COP 21 kararlarından sonra, yaygınlıkla kullanılan emre amade fosil yakıtlı santraların kısıtlanması gündeme gelmektedir. Bu durumda, emre amade olan nükleer santraların giderek  öne çıkacağı anlaşılmaktadır.

Halen hemen her gelişmiş ülkede zaten nükleer santralar bulunmaktadır. Şekil 6’da ülkelerin nükleer santralar konusunda aldıkları konumlara göre durumları görülmektedir. Şekil 6’da görülen halihazırda nükleer enerji santrallerine sahip olan (mavi ile renklendirilmiş) ülkelere  bakıldığında, tüm bu ülkelerin gelişmiş ülkeler olduğu görülmektedir. Buna karşın, (gri ile renklendirilmiş) geri kalmış veya dominyon durumundaki ülkelerin nükleer santralleri olmayan ülkeler olduğu da görülmektedir.  Bir başka deyişle, nükleer santralarla sahip olmak adeta bir gelişmişlik göstergesi olmaktadır.

Ülkemiz ise, nükleer enerjiye girmeye 1950’li yıllarda başlamış olmasına karşın halen nükleer santral sahibi olamamıştır. Şekil 6’da, nükleer santral kurmayı planlayan ülkeler kategorisinde göülmektedir. G-20 ülkesi olan ve kendine 2023, 2053 ve 2071 hedefleri koyan ve büyük ölçüde enerji gereksinimi olan bir ülkenin nükleer santral kurması zorunluluk olarak ortaya çıkmaktadır.

Şekil 6 Nükleer  Enerji  Santralleri ve Ülkelerin Durumu [13]

Şekil 7’de ise, yeni nükleer santral kuran ülkeler görülmektedir. Şekil 7 incelendiğinde, günümüzde global dünyada atılım yapmak ve/veya etkinliğini sürdürmek isteyen ülkelerin en çok nükleer santral kurmakta oldukları görülmektedir. Nitekim en çok nükleer santral kurmakta olan ilk 5 ülkenin; Çin, Rusya, Hindistan, ABD ve G.Kore olduğu anlaşılmaktadır.

Şekil 7 Dünyada İnşaatı Devam Eden Nükleer Santrallar (21 Nisan 2015 tarihi itibariyle) [14]

SONUÇ

Nükleer teknoloji kullanımı ve bu bağlamda nükleer santral kurulumu, nükleer enerji kullanımı bir ileri teknoloji olduğundan ülkeleri gelişmişliğe taşımaktadır.
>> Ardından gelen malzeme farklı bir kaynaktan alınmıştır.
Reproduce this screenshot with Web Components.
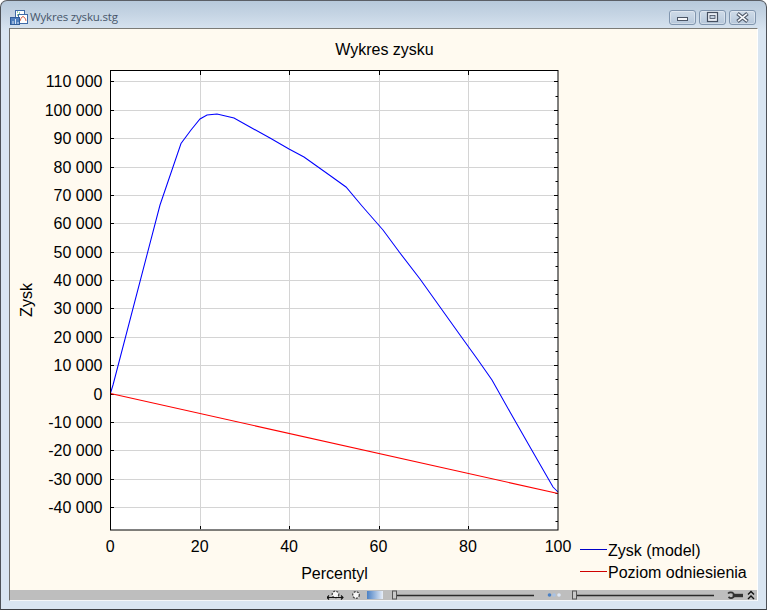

Nitekim  gelişmiş ülkelerin hemen hepsi nükleer santrallara sahip bulunmaktadırlar.   

Ülkemiz açısından durum ele alındığında ise nükleer santral, enerji gereksiniminin karşılanmasına hizmet vermenin yanı sıra, ülkenin ileri teknolojilerle tanışmasına ve içselleştirmesini mümkün kılacaktır. Bu husus, özellikle, Türkiye’nin uzay teknolojisi ve nano teknolojiye girmesi ve gelişmişlik yolunda yol almasına imkan verecektir. Bu bağlamda, yüksek kalite anlayışının ülkemizde yaygınlaşması da sağlanacaktır. Böylelikle, Türkiye, nükleer enerji seçeneğini; çeşitlilik ilkesi bağlamında güvenilirliği sağlamak için, enerji kaynakları arasında dengeyi sağlamak için, ileri bir teknolojiye girmiş olmak için, geleceğe yönelik teknolojik gelişimlere ayak uydurabilmek için, gelişmiş ülkeler arasına girebilmek ve de 2023, 2053 v3 2071 hedeflerinin gereksinimi olana büyük ölçekde enerji gereksinimini karşılamak için kullanmalı ve hayata geçirmelidir.